Work instructions: Show each line from the listing that includes the word "uses".

Information given:
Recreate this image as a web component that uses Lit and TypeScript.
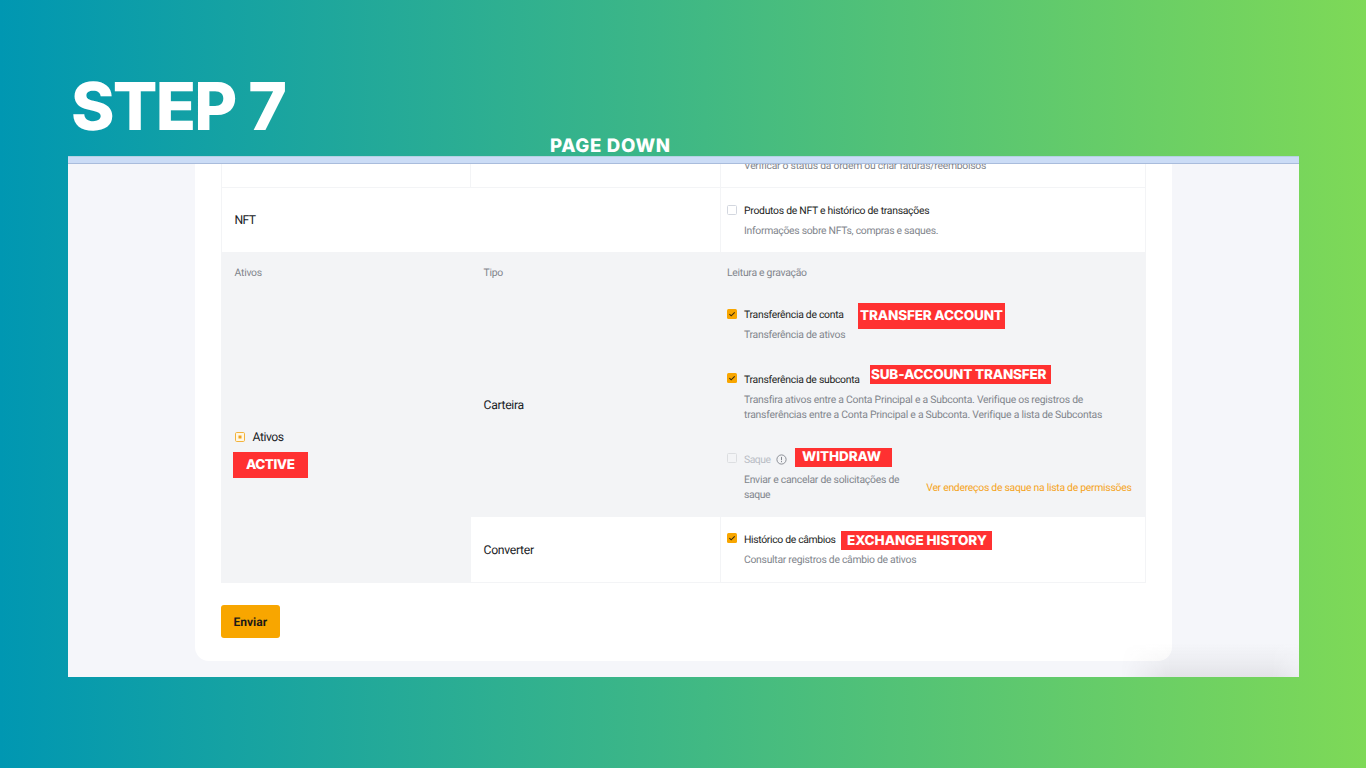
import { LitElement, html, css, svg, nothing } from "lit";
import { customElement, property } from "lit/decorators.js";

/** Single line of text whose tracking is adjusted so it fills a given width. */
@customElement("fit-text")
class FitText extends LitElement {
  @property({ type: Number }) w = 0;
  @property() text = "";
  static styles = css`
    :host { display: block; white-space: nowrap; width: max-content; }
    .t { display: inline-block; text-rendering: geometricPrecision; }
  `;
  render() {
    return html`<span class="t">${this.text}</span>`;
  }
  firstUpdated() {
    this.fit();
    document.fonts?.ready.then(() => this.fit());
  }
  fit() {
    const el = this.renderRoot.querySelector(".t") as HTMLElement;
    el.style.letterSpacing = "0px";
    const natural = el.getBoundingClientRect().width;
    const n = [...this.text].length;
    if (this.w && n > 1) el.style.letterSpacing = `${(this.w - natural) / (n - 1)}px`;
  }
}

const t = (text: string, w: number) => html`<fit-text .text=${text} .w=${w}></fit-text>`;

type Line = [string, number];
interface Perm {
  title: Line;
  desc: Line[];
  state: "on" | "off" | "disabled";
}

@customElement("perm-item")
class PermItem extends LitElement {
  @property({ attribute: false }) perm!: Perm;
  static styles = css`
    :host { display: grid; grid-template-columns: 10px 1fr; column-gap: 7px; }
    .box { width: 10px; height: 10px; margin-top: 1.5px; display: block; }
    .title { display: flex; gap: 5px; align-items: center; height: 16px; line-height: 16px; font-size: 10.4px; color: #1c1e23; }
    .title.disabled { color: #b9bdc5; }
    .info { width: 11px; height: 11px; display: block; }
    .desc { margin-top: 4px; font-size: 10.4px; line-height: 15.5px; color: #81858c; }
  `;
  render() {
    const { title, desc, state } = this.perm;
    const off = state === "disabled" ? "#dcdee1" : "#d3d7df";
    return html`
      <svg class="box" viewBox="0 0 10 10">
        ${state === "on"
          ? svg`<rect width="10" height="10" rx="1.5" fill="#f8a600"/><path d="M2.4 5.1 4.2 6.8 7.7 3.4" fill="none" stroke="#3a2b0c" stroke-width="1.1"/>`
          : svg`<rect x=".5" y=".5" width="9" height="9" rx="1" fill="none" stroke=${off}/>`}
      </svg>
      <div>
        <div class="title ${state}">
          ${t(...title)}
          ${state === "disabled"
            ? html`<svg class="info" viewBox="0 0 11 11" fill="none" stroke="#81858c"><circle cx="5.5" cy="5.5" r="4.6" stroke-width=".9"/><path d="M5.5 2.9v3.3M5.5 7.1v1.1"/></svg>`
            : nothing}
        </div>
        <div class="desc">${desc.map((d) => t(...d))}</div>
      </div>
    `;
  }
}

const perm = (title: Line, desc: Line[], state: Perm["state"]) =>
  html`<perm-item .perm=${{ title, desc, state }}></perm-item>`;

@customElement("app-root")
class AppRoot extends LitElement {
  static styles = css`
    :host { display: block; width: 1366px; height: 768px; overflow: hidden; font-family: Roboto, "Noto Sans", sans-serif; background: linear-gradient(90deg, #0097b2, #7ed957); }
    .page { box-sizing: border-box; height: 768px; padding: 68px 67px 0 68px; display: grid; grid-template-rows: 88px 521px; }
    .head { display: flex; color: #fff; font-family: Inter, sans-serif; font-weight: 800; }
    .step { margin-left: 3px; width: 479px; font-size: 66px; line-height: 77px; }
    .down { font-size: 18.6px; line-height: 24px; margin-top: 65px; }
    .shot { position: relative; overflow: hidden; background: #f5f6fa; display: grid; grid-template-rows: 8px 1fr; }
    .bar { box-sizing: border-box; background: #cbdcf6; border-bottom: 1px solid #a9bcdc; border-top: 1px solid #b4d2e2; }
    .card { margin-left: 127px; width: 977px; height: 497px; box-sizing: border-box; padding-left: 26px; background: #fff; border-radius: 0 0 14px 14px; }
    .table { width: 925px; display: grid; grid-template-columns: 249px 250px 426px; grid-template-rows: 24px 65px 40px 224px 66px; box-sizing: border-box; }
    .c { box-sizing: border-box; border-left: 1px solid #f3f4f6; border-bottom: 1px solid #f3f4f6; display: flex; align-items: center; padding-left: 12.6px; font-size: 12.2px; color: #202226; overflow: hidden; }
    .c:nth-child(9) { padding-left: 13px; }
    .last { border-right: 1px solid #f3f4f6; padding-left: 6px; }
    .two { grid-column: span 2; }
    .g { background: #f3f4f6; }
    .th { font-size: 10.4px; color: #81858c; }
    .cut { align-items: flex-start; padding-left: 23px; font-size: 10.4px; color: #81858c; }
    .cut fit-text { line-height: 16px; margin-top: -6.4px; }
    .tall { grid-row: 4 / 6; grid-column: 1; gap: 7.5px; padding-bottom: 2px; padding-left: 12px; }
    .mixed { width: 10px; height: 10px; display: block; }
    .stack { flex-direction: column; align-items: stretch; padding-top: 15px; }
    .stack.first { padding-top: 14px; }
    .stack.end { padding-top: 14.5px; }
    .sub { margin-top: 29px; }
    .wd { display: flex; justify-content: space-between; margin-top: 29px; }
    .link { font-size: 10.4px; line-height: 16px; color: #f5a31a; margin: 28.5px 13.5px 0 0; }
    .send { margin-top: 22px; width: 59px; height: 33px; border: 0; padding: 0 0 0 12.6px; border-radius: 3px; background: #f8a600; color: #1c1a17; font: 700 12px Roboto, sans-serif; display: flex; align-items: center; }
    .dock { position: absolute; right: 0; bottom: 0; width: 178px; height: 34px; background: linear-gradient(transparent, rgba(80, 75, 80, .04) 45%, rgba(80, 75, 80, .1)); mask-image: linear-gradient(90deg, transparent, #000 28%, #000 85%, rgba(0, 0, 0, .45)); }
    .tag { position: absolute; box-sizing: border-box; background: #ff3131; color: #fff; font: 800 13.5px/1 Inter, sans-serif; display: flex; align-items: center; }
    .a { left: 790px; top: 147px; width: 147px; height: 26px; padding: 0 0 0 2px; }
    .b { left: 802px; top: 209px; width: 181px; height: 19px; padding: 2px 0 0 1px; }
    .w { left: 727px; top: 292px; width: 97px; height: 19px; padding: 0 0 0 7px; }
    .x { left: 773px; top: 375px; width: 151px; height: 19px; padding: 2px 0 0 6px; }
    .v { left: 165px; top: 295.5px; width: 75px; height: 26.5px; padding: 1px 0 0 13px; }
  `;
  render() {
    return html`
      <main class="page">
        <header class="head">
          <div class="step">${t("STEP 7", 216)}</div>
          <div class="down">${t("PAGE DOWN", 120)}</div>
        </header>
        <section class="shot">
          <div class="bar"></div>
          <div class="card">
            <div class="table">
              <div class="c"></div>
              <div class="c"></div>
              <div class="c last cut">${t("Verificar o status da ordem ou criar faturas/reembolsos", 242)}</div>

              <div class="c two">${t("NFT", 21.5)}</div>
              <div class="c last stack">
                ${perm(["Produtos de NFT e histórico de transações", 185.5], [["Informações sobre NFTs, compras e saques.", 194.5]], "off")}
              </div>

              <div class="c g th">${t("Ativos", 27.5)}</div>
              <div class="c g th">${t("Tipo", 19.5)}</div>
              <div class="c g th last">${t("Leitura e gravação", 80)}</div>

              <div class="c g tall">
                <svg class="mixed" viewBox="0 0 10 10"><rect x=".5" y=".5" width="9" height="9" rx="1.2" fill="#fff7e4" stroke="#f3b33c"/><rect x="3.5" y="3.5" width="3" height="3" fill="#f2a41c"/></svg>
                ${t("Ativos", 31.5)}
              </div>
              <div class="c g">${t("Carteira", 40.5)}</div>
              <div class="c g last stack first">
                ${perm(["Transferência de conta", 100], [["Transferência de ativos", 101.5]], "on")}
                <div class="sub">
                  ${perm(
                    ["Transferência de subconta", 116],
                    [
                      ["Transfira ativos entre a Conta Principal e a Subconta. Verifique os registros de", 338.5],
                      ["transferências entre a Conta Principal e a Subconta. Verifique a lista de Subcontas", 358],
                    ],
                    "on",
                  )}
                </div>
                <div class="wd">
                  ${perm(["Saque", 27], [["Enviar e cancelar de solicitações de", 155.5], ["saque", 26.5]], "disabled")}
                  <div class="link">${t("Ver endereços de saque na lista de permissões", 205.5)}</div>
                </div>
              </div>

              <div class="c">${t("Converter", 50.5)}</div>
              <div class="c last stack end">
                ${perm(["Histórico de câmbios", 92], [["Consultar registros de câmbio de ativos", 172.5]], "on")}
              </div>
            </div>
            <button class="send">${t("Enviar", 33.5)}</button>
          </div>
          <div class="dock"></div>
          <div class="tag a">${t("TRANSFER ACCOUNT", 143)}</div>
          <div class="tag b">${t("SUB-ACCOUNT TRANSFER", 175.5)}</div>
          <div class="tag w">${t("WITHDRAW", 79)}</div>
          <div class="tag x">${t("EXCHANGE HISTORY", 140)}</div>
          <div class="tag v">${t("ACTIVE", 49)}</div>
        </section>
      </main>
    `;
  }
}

* * *

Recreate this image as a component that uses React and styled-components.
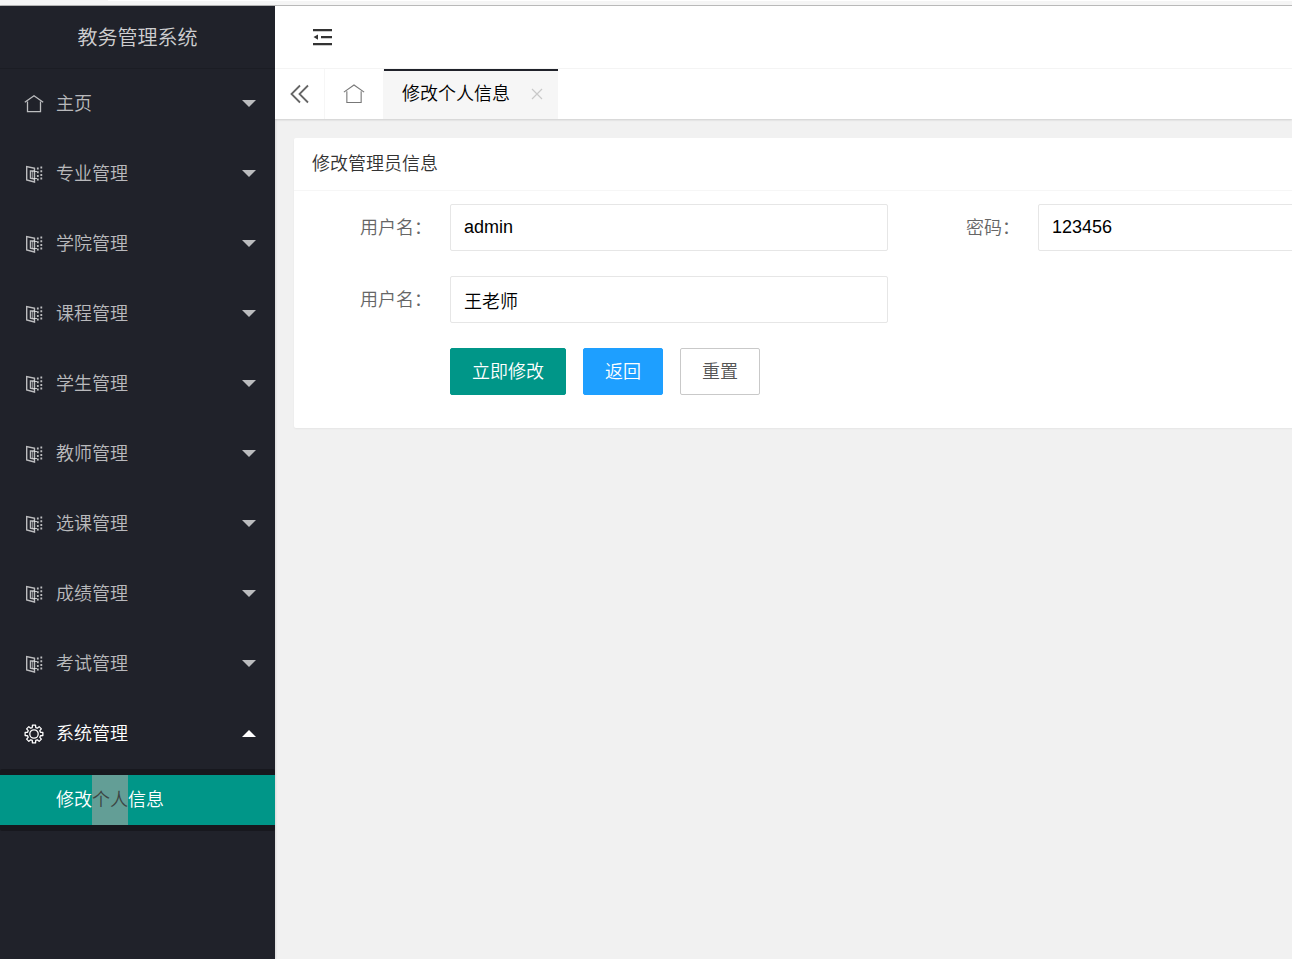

Exercise output:
Recreate this image as a web component that uses Lit and TypeScript.
Recreate this image as a component that uses React and styled-components.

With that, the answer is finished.